** begin **

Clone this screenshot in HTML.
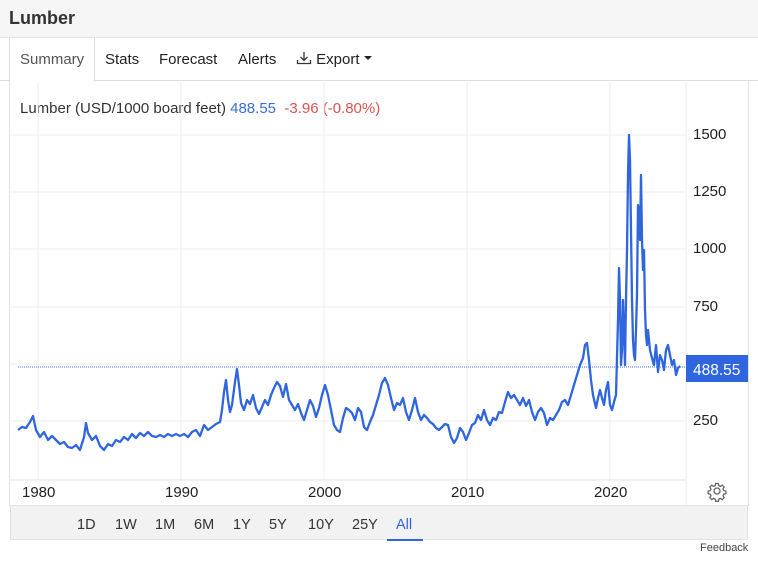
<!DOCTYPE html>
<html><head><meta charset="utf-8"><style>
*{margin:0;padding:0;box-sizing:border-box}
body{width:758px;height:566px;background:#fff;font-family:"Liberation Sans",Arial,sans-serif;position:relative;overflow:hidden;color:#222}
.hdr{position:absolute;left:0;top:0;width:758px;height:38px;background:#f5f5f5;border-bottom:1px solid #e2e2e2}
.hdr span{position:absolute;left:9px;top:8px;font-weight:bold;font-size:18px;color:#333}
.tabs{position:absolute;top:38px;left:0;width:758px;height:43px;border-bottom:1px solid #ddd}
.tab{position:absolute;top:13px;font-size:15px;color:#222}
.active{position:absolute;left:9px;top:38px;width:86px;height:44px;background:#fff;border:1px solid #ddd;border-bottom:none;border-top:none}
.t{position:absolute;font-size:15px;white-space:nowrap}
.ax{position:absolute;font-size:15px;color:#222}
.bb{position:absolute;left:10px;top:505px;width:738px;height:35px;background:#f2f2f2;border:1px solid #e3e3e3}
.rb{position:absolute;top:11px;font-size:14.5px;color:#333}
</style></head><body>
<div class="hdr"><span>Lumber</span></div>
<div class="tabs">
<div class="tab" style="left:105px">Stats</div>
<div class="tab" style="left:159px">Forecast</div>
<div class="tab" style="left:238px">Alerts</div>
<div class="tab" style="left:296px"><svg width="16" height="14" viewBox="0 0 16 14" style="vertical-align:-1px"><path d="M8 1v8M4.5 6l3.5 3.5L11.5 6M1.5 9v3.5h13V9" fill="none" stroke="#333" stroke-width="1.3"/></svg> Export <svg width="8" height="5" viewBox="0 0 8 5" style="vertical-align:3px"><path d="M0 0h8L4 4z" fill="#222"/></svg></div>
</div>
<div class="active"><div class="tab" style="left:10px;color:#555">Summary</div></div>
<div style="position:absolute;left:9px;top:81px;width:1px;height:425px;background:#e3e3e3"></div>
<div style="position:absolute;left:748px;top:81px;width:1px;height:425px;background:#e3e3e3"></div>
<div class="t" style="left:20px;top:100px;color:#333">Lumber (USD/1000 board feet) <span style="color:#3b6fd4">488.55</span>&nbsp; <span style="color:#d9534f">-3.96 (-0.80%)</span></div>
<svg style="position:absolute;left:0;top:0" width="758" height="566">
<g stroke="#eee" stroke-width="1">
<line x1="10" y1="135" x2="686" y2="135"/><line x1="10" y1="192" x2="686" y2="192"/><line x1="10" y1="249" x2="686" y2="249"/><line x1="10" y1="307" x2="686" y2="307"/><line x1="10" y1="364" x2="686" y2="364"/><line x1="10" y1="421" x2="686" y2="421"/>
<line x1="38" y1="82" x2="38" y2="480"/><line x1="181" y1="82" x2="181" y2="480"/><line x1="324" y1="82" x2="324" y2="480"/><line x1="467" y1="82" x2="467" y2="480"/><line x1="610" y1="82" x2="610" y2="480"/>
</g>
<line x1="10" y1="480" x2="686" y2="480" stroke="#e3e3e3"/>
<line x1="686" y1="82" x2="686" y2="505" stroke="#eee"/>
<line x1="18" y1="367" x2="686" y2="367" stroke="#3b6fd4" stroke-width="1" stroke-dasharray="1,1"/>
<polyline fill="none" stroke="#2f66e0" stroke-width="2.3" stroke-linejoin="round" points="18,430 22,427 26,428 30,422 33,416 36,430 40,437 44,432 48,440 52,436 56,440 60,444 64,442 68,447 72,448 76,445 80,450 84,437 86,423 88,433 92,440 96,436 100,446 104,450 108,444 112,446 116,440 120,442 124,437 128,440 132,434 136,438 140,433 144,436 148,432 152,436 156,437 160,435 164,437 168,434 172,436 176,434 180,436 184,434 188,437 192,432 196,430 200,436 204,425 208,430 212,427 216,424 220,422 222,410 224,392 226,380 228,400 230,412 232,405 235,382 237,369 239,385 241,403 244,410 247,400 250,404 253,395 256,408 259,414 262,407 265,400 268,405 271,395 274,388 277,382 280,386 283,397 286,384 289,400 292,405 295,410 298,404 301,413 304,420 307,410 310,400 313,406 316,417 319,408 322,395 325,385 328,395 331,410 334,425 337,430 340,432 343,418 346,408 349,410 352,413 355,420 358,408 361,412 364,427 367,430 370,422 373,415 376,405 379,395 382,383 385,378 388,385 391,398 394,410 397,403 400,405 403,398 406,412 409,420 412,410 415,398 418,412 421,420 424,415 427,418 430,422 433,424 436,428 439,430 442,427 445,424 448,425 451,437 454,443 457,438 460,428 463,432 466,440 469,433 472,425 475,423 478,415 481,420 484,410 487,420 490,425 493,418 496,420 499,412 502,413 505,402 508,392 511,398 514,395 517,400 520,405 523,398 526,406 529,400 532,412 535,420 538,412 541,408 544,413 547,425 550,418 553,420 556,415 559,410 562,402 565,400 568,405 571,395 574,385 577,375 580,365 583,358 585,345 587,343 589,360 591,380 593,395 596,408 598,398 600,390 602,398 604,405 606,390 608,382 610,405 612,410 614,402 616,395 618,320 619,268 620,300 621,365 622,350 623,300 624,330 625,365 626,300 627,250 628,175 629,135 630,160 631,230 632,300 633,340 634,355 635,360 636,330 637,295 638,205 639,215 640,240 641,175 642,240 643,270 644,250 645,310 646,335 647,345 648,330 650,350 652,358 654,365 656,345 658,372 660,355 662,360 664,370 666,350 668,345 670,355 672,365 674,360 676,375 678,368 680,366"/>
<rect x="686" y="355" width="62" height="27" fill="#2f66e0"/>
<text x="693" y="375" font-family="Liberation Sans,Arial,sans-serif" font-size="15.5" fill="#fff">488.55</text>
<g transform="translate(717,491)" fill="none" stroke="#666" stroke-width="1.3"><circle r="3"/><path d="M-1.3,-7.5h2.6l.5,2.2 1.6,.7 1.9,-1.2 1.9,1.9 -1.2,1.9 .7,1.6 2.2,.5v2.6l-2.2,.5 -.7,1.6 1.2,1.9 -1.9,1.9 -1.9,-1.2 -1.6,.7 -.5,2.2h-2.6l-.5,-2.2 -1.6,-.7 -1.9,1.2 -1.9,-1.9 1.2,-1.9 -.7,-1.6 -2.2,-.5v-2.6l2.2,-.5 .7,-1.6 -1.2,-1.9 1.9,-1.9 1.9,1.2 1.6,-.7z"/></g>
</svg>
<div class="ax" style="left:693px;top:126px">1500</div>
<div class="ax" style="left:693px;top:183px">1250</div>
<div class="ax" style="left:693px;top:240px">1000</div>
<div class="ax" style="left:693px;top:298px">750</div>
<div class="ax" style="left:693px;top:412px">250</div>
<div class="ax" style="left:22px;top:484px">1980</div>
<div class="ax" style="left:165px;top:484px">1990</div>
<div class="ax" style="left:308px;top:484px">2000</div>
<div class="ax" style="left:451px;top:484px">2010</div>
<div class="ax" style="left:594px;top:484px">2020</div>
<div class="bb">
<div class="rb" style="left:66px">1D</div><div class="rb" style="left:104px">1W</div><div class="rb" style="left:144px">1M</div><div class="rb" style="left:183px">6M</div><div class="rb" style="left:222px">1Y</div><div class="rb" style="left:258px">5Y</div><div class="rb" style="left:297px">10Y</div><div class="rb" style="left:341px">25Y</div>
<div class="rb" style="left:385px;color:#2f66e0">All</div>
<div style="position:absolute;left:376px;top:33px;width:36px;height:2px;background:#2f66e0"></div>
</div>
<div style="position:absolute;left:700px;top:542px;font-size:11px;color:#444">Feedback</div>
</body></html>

** end **
** begin **

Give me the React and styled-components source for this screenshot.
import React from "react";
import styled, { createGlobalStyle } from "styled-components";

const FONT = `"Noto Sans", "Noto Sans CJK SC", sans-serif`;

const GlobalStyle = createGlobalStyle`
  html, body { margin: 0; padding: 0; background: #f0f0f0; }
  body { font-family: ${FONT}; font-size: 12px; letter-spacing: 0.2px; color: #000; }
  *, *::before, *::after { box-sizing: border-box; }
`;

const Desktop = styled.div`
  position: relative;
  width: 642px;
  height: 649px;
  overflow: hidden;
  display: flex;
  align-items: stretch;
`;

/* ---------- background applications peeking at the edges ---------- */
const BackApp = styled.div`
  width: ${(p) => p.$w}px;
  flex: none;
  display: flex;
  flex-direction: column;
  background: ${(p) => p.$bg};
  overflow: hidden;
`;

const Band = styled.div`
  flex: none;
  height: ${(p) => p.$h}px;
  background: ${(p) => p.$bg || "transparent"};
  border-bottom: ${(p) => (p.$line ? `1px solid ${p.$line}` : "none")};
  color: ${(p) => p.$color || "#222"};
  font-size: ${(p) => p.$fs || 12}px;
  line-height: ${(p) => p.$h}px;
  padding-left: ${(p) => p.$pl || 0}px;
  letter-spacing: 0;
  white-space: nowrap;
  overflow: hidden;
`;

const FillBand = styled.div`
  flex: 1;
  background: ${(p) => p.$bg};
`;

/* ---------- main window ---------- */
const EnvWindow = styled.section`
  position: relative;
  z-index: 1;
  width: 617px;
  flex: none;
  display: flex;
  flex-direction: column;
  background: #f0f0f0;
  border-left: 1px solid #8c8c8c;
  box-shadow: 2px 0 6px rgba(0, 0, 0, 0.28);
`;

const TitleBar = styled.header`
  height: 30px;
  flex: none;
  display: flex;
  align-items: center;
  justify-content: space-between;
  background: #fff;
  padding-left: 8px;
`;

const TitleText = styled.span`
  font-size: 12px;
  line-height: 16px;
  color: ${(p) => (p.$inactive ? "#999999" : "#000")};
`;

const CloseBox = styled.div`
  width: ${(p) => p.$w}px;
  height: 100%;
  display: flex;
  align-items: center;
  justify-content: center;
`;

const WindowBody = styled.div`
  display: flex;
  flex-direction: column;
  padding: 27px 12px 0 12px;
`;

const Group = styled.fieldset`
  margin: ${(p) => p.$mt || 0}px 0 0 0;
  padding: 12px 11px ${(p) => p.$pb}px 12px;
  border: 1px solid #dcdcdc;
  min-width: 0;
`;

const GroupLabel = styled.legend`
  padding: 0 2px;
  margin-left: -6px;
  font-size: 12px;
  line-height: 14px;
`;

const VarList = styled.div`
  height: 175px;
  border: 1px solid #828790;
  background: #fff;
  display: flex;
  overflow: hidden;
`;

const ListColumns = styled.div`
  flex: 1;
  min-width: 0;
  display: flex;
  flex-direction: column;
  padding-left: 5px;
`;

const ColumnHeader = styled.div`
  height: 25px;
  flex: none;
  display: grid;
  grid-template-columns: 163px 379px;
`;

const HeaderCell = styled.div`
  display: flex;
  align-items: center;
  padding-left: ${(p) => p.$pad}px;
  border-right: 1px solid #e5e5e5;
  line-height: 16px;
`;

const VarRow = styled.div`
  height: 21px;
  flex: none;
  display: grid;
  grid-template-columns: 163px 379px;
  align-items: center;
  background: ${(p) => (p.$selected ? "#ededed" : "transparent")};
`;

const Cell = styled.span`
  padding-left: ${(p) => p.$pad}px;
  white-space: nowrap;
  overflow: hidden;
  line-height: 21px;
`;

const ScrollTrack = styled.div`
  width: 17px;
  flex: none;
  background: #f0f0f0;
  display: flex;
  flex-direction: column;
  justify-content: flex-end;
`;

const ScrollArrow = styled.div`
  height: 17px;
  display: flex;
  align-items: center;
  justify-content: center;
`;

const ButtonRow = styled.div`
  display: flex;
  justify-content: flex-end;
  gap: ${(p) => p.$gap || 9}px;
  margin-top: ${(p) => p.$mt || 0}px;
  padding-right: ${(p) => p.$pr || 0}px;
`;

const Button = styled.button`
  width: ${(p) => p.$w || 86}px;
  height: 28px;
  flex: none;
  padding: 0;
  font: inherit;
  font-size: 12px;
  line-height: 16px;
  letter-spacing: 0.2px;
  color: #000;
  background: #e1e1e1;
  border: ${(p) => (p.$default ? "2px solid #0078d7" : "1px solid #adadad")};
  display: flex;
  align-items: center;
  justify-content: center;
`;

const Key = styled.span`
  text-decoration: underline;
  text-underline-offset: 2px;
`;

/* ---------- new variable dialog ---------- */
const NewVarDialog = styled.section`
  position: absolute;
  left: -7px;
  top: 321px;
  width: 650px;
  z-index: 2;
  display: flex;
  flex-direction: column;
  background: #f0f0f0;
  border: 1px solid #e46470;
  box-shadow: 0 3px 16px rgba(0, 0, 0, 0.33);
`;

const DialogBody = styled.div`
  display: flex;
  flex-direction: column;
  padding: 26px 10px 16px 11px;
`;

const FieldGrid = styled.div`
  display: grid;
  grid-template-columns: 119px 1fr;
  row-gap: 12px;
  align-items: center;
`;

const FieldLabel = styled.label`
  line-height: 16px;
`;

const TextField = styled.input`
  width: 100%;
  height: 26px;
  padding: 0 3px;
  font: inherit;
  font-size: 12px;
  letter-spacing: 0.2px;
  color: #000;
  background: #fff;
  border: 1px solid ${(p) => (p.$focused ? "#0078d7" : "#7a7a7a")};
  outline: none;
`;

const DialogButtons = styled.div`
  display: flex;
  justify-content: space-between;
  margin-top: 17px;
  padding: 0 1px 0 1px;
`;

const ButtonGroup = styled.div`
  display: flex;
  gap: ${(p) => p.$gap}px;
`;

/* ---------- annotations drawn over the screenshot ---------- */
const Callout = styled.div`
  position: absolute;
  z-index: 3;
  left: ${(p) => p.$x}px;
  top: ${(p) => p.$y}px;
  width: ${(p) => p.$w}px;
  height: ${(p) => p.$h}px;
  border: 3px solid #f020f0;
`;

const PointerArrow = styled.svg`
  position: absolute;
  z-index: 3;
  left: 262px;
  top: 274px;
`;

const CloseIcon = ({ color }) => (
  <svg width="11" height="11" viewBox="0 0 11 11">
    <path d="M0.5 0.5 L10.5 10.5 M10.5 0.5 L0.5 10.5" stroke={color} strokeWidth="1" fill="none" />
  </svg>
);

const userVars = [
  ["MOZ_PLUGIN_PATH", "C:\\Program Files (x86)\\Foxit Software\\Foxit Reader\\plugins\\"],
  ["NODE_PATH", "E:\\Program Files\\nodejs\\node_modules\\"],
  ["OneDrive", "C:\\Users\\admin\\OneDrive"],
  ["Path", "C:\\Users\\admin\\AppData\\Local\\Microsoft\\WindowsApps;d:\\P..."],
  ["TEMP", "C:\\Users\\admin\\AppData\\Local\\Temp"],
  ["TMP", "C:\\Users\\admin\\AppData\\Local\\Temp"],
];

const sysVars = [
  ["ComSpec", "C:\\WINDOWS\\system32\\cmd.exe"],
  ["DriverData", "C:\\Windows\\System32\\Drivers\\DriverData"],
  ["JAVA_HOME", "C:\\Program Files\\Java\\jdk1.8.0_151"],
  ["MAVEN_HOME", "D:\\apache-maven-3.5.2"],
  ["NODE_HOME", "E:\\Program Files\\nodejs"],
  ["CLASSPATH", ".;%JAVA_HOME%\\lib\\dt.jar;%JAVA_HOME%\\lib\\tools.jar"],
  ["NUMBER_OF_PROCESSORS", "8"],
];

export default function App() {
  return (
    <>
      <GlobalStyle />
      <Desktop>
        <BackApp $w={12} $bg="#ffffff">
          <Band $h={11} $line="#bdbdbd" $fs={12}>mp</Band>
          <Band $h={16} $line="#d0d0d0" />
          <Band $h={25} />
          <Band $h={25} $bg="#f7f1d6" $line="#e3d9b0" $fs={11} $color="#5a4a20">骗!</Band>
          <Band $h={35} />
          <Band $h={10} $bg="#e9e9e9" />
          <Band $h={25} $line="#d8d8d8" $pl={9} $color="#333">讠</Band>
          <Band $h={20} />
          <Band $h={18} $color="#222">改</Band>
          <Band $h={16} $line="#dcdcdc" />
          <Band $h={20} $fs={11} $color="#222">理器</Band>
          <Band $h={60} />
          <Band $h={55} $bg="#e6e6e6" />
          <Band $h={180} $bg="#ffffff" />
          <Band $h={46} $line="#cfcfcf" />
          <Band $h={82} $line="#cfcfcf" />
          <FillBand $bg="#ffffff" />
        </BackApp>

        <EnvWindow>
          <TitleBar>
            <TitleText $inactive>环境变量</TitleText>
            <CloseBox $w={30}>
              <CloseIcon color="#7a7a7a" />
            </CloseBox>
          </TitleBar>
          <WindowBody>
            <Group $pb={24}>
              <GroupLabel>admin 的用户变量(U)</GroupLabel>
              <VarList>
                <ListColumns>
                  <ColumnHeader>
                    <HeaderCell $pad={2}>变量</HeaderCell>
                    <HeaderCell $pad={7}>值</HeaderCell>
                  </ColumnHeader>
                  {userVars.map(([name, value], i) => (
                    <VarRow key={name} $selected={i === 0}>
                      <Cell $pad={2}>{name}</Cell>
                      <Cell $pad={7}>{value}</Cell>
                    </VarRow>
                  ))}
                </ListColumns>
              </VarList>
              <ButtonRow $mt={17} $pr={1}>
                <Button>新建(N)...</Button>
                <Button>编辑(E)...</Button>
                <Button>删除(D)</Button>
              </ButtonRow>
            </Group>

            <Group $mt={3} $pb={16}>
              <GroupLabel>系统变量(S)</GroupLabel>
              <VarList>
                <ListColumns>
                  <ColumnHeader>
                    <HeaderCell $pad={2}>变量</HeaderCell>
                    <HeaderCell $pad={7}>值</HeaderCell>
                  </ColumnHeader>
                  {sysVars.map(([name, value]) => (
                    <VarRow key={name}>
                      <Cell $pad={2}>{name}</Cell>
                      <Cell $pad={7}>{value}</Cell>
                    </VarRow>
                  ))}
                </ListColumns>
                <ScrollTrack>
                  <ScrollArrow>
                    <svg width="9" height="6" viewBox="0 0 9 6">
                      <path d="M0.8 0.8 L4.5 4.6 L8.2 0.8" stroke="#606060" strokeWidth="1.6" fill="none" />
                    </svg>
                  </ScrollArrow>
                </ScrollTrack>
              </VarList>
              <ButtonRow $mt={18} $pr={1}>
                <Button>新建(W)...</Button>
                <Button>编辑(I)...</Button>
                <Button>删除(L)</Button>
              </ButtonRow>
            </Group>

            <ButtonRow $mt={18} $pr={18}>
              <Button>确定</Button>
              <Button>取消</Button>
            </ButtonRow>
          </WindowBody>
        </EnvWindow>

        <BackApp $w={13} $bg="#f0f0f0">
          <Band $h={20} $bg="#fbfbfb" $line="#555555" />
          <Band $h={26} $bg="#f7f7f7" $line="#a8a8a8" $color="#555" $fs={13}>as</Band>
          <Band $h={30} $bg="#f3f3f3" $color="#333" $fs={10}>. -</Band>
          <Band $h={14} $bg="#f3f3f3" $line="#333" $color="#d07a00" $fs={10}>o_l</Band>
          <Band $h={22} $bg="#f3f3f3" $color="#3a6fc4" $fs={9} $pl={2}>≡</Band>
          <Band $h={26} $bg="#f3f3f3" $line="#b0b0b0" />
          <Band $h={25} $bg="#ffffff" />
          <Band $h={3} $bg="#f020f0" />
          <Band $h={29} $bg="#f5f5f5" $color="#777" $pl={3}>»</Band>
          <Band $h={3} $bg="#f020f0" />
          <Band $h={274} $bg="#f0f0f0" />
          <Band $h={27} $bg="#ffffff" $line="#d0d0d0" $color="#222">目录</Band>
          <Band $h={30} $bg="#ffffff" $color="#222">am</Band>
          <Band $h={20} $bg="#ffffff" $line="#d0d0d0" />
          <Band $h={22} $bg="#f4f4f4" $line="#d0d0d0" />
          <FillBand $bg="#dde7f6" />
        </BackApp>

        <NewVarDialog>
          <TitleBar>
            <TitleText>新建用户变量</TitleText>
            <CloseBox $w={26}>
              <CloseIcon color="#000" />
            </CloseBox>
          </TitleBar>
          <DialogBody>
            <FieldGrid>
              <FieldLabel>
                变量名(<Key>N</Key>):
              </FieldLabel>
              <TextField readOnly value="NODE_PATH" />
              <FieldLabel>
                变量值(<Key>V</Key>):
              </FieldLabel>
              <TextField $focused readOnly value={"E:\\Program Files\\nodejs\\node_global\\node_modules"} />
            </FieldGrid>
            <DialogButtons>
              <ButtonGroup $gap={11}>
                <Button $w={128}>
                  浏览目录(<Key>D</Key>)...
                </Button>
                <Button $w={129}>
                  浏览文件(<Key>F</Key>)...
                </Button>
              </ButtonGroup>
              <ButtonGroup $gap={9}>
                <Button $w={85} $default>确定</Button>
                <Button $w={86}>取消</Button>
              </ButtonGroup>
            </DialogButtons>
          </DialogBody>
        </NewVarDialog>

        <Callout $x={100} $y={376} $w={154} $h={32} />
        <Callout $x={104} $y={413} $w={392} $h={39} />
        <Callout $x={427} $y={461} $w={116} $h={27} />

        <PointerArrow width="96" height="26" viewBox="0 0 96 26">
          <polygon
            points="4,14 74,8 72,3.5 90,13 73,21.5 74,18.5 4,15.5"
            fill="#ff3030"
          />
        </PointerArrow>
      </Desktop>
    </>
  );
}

** end **

■ GIVEN PROBLEM:
From the data above, copy each line that has the string "screenshot".

■ CORRECT ANSWER:
Clone this screenshot in HTML.
Give me the React and styled-components source for this screenshot.
/* ---------- annotations drawn over the screenshot ---------- */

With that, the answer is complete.